Nevertheless, both before and after Mitis Iudex was issued, the Code of Canon Law has been silent on the procedure to get a vetitum lifted.  Logically, though, it’s clear that if the person can show that circumstances have changed so significantly that the reasons for the vetitum no longer pertain, then either the marriage tribunal which imposed the vetitum in the first place, or the diocesan bishop can remove it.

What would happen if a person on whom a vetitum had been imposed, somehow managed to marry again in a Catholic wedding ceremony anyway?  Technically, the existence of the vetitum in and of itself would not invalidate the wedding, although it would be illicit. The distinction between validity and liceity was discussed back in “Are They Really Catholic? Part II.”  (There are rather involved theological reasons why a vetitum would not render a marriage invalid; they center around the Church’s understanding of marriage as a natural right, and are referenced in canon 1077.)

Applying all of this now to April’s particular situation, we can reasonably conclude that she’s quite right to think that something is going on here, which her boyfriend isn’t telling her about.  It appears that for reasons unknown to April, the marriage tribunal imposed a vetitum on him, which prevents him from marrying again licitly in the Church.  If April is seriously hoping to marry this man one day, this issue would have to be acknowledged and resolved—but the only one who can do this is April’s boyfriend himself, as April has no control over the matter at all.

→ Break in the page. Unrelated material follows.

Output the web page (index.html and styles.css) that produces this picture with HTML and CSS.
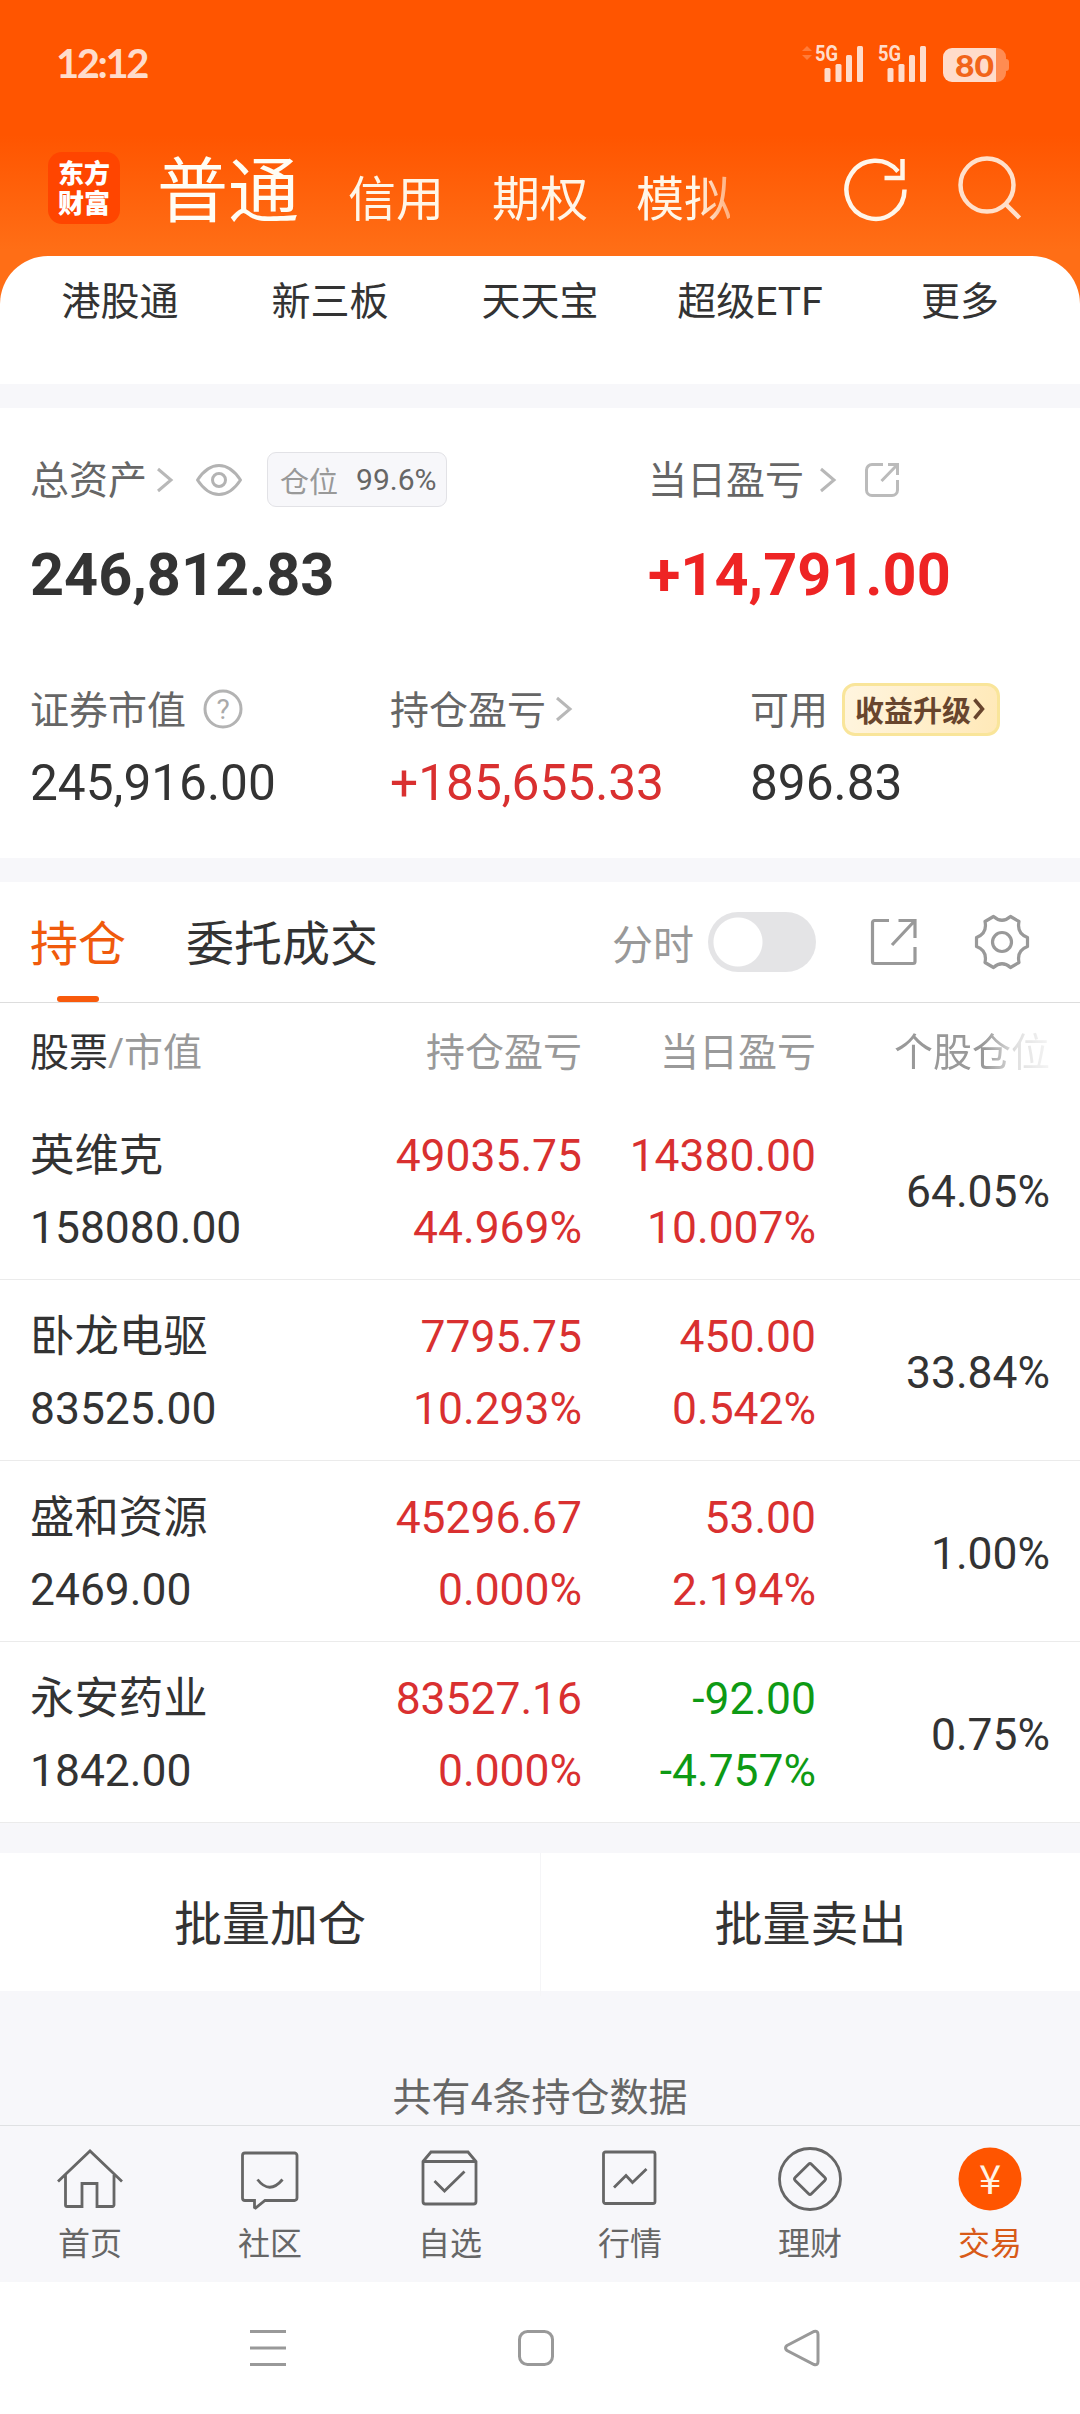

If we look at this from April’s perspective, it should be easy to appreciate that the purpose of a vetitum is not merely to hinder someone from marrying again, but also to protect that person’s new spouse from a marriage that will presumably fail for basically the same reasons as the first one.  The Church is, in this way, trying simultaneously to balance its acknowledgement that a first marriage was null in the past, with its pastoral concern for the parties involved in a second marriage in the future.